His final film, left unfinished at his death, reportedly dealt with the state's repressive policies. He would not live to complete it.
The official narrative of the Mehrjui murders begins to unravel with the first pieces of physical evidence, or rather, the absence thereof.
When police arrived at the Zibadasht villa on the night of October 14, they found Mehrjui's body in the kitchen and Mohammadifar's in the bedroom. The scene suggested prolonged violence: Mehrjui had been bludgeoned with a wooden stick and stabbed; Mohammadifar's hands were bound, she had been stabbed repeatedly, and her throat was slashed so deeply she was nearly decapitated. According to police spokesman Hamid Hadavand, there was "no sign of forced entry." The doors were intact.

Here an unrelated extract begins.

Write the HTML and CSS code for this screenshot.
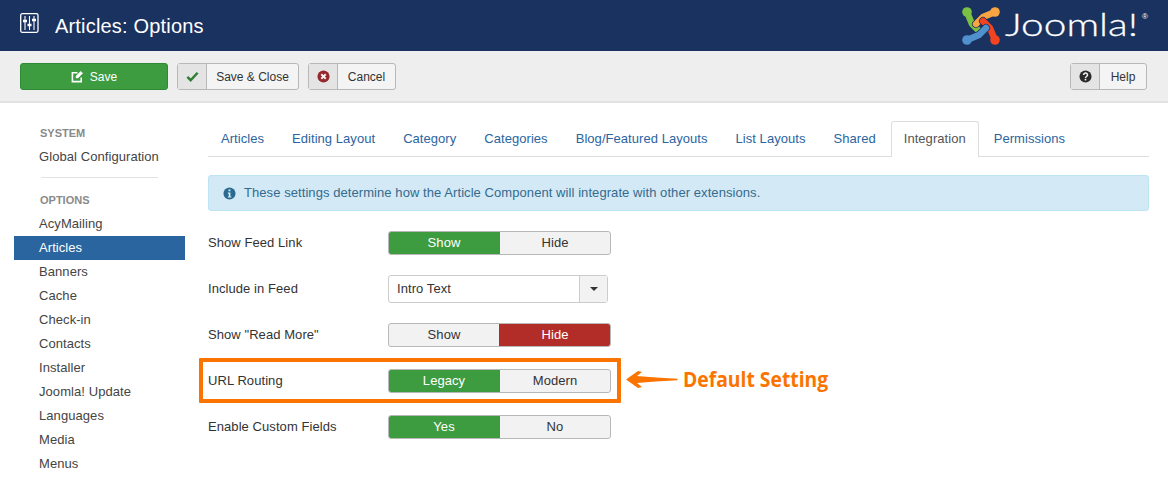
FILE: index.html
```html
<!DOCTYPE html>
<html lang="en">
<head>
<meta charset="utf-8">
<title>Articles: Options</title>
<link rel="stylesheet" href="styles.css">
</head>
<body>
<header class="topbar">
  <svg class="title-icon" viewBox="0 0 19 20" width="19" height="20" fill="none" stroke="#fff">
    <rect x=".7" y=".7" width="17.300" height="18.600" rx="1.500" stroke-width="1.300"/>
    <path d="M5 3v14M9.500 3v14M14 3v14" stroke-width="1.100"/>
    <path d="M3 8h4M7.500 12h4M12 7h4" stroke-width="2.400"/>
  </svg>
  <h1 class="page-title">Articles: Options</h1>
  <div class="brand">
    <svg class="brand-mark" viewBox="0 0 40 40" width="40" height="40" fill="none" stroke-linecap="round" stroke-linejoin="round">
      <path d="M6 6 L11 18 L18 25" stroke="#7ac143" stroke-width="6.400"/>
      <path d="M34 6 L22 11 L15 18" stroke="#1a3260" stroke-width="8"/>
      <path d="M34 6 L22 11 L15 18" stroke="#f9a541" stroke-width="6.400"/>
      <path d="M34 34 L29 22 L22 15" stroke="#1a3260" stroke-width="8"/>
      <path d="M34 34 L29 22 L22 15" stroke="#f44321" stroke-width="6.400"/>
      <path d="M6 34 L18 29 L25 22" stroke="#1a3260" stroke-width="8"/>
      <path d="M6 34 L18 29 L25 22" stroke="#5091cd" stroke-width="6.400"/>
      <circle cx="6" cy="6" r="4.800" fill="#7ac143"/>
      <circle cx="34" cy="6" r="4.800" fill="#f9a541"/>
      <circle cx="34" cy="34" r="4.800" fill="#f44321"/>
      <circle cx="6" cy="34" r="4.800" fill="#5091cd"/>
    </svg>
    <div class="brand-name"><span class="brand-text">Joomla!</span><span class="reg">®</span></div>
  </div>
</header>

<div class="toolbar">
  <button class="btn-save" type="button">
    <svg viewBox="0 0 14 14" width="13" height="13" fill="none" stroke="#fff" stroke-width="1.700"><path d="M11 8v4.500H1.500V3H7"/><path d="M5.500 6.500v2h2l5-5-2-2z" fill="#fff" stroke-width=".7"/></svg>
    Save
  </button>
  <button class="btn-tool w-close" type="button">
    <span class="btn-icon"><svg viewBox="0 0 14 14" width="13" height="13" fill="none" stroke="#2f7d32" stroke-width="2.600"><path d="M1.500 7.500l3.500 3.500 7.500-8"/></svg></span>
    <span class="btn-label">Save &amp; Close</span>
  </button>
  <button class="btn-tool w-cancel" type="button">
    <span class="btn-icon"><svg viewBox="0 0 14 14" width="13" height="13"><circle cx="7" cy="7" r="6.500" fill="#96282b"/><path d="M4.600 4.600l4.800 4.800M9.400 4.600l-4.800 4.800" stroke="#f2f2f2" stroke-width="2"/></svg></span>
    <span class="btn-label">Cancel</span>
  </button>
  <button class="btn-tool w-help" type="button">
    <span class="btn-icon"><svg viewBox="0 0 14 14" width="13" height="13"><circle cx="7" cy="7" r="6.500" fill="#2b2b2b"/><path d="M4.900 5.500c0-3 4.400-2.800 4.300 0 0 1.500-2.200 1.500-2.200 3" fill="none" stroke="#f2f2f2" stroke-width="1.600"/><rect x="6.100" y="9.500" width="1.800" height="1.700" fill="#f2f2f2"/></svg></span>
    <span class="btn-label">Help</span>
  </button>
</div>

<div class="content">
  <nav class="sidebar">
    <div class="nav-head">SYSTEM</div>
    <a class="nav-item">Global Configuration</a>
    <div class="nav-divider"></div>
    <div class="nav-head">OPTIONS</div>
    <a class="nav-item">AcyMailing</a>
    <a class="nav-item active">Articles</a>
    <a class="nav-item">Banners</a>
    <a class="nav-item">Cache</a>
    <a class="nav-item">Check-in</a>
    <a class="nav-item">Contacts</a>
    <a class="nav-item">Installer</a>
    <a class="nav-item">Joomla! Update</a>
    <a class="nav-item">Languages</a>
    <a class="nav-item">Media</a>
    <a class="nav-item">Menus</a>
  </nav>

  <main class="main">
    <ul class="tabs">
      <li class="tab">Articles</li>
      <li class="tab">Editing Layout</li>
      <li class="tab">Category</li>
      <li class="tab">Categories</li>
      <li class="tab">Blog/Featured Layouts</li>
      <li class="tab">List Layouts</li>
      <li class="tab">Shared</li>
      <li class="tab active">Integration</li>
      <li class="tab">Permissions</li>
    </ul>
    <div class="alert">
      <svg viewBox="0 0 14 14" width="13" height="13"><circle cx="7" cy="7" r="6.500" fill="#2a6a90"/><rect x="6" y="2.600" width="2" height="2" fill="#d4e9f6"/><path d="M5.200 6h2.800v4.200h1v1.200H5.200v-1.200h1V7.200h-1z" fill="#d4e9f6"/></svg>
      <span>These settings determine how the Article Component will integrate with other extensions.</span>
    </div>

    <div class="row">
      <label class="row-label">Show Feed Link</label>
      <div class="toggle"><span class="opt on-green">Show</span><span class="opt">Hide</span></div>
    </div>
    <div class="row">
      <label class="row-label">Include in Feed</label>
      <div class="select"><span class="select-value">Intro Text</span><span class="select-arrow"><i class="caret"></i></span></div>
    </div>
    <div class="row">
      <label class="row-label">Show "Read More"</label>
      <div class="toggle"><span class="opt">Show</span><span class="opt on-red">Hide</span></div>
    </div>
    <div class="row">
      <label class="row-label">URL Routing</label>
      <div class="toggle"><span class="opt on-green">Legacy</span><span class="opt">Modern</span></div>
      <div class="callout-box"></div>
      <svg class="callout-arrow" viewBox="0 0 52 17" width="52" height="17"><path d="M0 8.500 L12 0 L16 1 L11 5 L30 6.500 L51.500 7.800 L51.500 9.200 L30 10.500 L11 12 L16 16 L12 17 Z" fill="#fb7400"/></svg>
      <span class="callout-text">Default Setting</span>
    </div>
    <div class="row">
      <label class="row-label">Enable Custom Fields</label>
      <div class="toggle"><span class="opt on-green">Yes</span><span class="opt">No</span></div>
    </div>
  </main>
</div>
</body>
</html>
```
FILE: styles.css
```css
* { box-sizing: border-box; }
html, body { margin: 0; padding: 0; }
body {
  width: 1168px;
  height: 480px;
  overflow: hidden;
  background: #fff;
  color: #333;
  font-family: "Liberation Sans", Arial, sans-serif;
  font-size: 13px;
  line-height: 18px;
  letter-spacing: .07px;
}
.topbar {
  height: 51px;
  background: #1a3260;
  display: flex;
  align-items: center;
  padding: 0 28px 0 20px;
  color: #fff;
}
.title-icon { margin-top: -5px; }
.page-title {
  margin: 0 0 0 16px;
  font-size: 20px;
  font-weight: 400;
  line-height: 24px;
  letter-spacing: .18px;
}
.brand { margin-left: auto; display: flex; align-items: center; }
.brand-mark { margin-top: 1px; }
.brand-name {
  width: 135px;
  margin-left: 4px;
  margin-top: -3px;
  position: relative;
  height: 40px;
}
.brand-text {
  display: block;
  font-family: "Lato", sans-serif;
  font-weight: 300;
  font-size: 32px;
  line-height: 40px;
  letter-spacing: 0;
  -webkit-text-stroke: .3px #fff;
  transform: scaleX(1.27);
  transform-origin: left center;
  white-space: nowrap;
}
.reg { position: absolute; right: -8px; top: 8px; font-size: 8px; line-height: 10px; letter-spacing: 0; }

.toolbar {
  height: 52px;
  background: #eee;
  border-bottom: 2px solid #e2e2e2;
  display: flex;
  align-items: flex-start;
  gap: 9px;
  padding: 12px 21px 0 20px;
}
button { font: inherit; margin: 0; cursor: pointer; letter-spacing: 0; }
.btn-save {
  width: 148px;
  height: 27px;
  background: #3d9b40;
  border: 1px solid #2f8a35;
  border-radius: 3px;
  color: #fff;
  font-size: 12px;
  display: flex;
  align-items: center;
  justify-content: center;
  gap: 6px;
  padding: 0;
}
.btn-tool {
  height: 27px;
  display: flex;
  align-items: stretch;
  padding: 0;
  background: #f4f4f4;
  border: 1px solid #b8b8b8;
  border-radius: 3px;
  color: #333;
  font-size: 12px;
}
.w-close { width: 122px; }
.w-cancel { width: 88px; }
.w-help { width: 77px; margin-left: auto; }
.btn-icon {
  width: 29px;
  flex: none;
  background: #e4e4e4;
  border-right: 1px solid #b8b8b8;
  display: flex;
  align-items: center;
  justify-content: center;
}
.btn-label { flex: 1; text-align: center; line-height: 25px; padding-top: 1px; }

.content { display: flex; align-items: flex-start; padding: 0 19px 0 14px; }
.sidebar { width: 171px; padding-top: 21px; flex: none; }
.nav-head {
  padding-left: 26px;
  margin-bottom: 3px;
  color: #8a8a8a;
  font-size: 11px;
  font-weight: 700;
  line-height: 18px;
  letter-spacing: 0;
}
.nav-item {
  display: block;
  height: 24px;
  padding-left: 25px;
  line-height: 24px;
  color: #444;
  font-size: 13px;
}
.nav-item.active { background: #2a659f; color: #fff; }
.nav-divider { height: 1px; margin: 8px 27px 13px 27px; background: #e2e2e2; }

.main { flex: 1; margin-left: 23px; padding-top: 18px; }
.tabs {
  list-style: none;
  margin: 0;
  padding: 0;
  height: 36px;
  display: flex;
  border-bottom: 1px solid #ddd;
}
.tab {
  height: 36px;
  padding: 0 12px;
  margin-right: 2px;
  border: 1px solid transparent;
  border-bottom: 0;
  line-height: 33px;
  color: #2a659f;
  font-size: 13px;
  letter-spacing: .05px;
}
.tab.active {
  background: #fff;
  color: #555;
  border-color: #ddd;
  border-radius: 3px 3px 0 0;
}
.alert {
  margin-top: 18px;
  height: 36px;
  display: flex;
  align-items: center;
  gap: 8px;
  padding: 0 14px;
  background: #d3e9f6;
  border: 1px solid #bce4f1;
  border-radius: 3px;
  color: #336b8e;
}
.row {
  position: relative;
  height: 46px;
  display: flex;
  align-items: center;
}
.alert + .row { margin-top: 9px; }
.row-label { width: 180px; flex: none; color: #333; }
.toggle {
  width: 223px;
  height: 24px;
  display: flex;
  border: 1px solid #b8b8b8;
  border-radius: 3px;
  background: #f2f2f2;
  overflow: hidden;
}
.opt {
  flex: 1;
  text-align: center;
  line-height: 22px;
  color: #333;
}
.on-green { flex: 0 0 112px; background: #3d9b40; color: #fff; margin: -1px 0 -1px -1px; line-height: 24px; }
.on-red { flex: 0 0 112px; background: #b32d28; color: #fff; margin: -1px -1px -1px 0; line-height: 24px; }
.select {
  width: 220px;
  height: 28px;
  display: flex;
  border: 1px solid #ccc;
  border-radius: 3px;
  background: #fff;
}
.select-value { flex: 1; padding-left: 8px; line-height: 25px; color: #333; }
.select-arrow {
  width: 28px;
  background: #f2f2f2;
  border-left: 1px solid #ccc;
  display: flex;
  align-items: center;
  justify-content: center;
}
.caret {
  width: 0;
  height: 0;
  border: 4px solid transparent;
  border-top-color: #333;
  border-bottom: 0;
}
.callout-box {
  position: absolute;
  left: -9px;
  top: 0;
  width: 422px;
  height: 45px;
  border: 4px solid #fb7400;
  border-radius: 1px;
}
.callout-arrow { position: absolute; left: 418px; top: 13px; }
.callout-text {
  position: absolute;
  left: 475px;
  top: 8px;
  font-family: "Open Sans", sans-serif;
  font-weight: 700;
  font-size: 21px;
  line-height: 26px;
  letter-spacing: 0;
  color: #fb7400;
  white-space: nowrap;
  transform: scaleX(.92);
  transform-origin: left center;
}
```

This detail is critical. The villa was located in a gated community with security cameras and a guard station approximately one kilometer from the entrance. Yet investigators claimed that on the night of the murders, the security cameras were not functioning, and the guard was absent. No footage was ever produced. No explanation was provided for why an entire security system would fail on the precise night of a double homicide.
The arrested suspects, four Afghan men named Karim, Mirwais, Davood, and Eskandar, initially confessed to entering the property by climbing over a fence. They claimed to have stolen jewelry and phones. Two knives were recovered from a location indicated by one of the suspects. Forensic testing revealed a crucial anomaly: both knives bore traces of Mohammadifar's blood, but neither contained any trace of Mehrjui's blood. Yet Mehrjui had been stabbed multiple times. A third knife, the one used to kill him, was never found.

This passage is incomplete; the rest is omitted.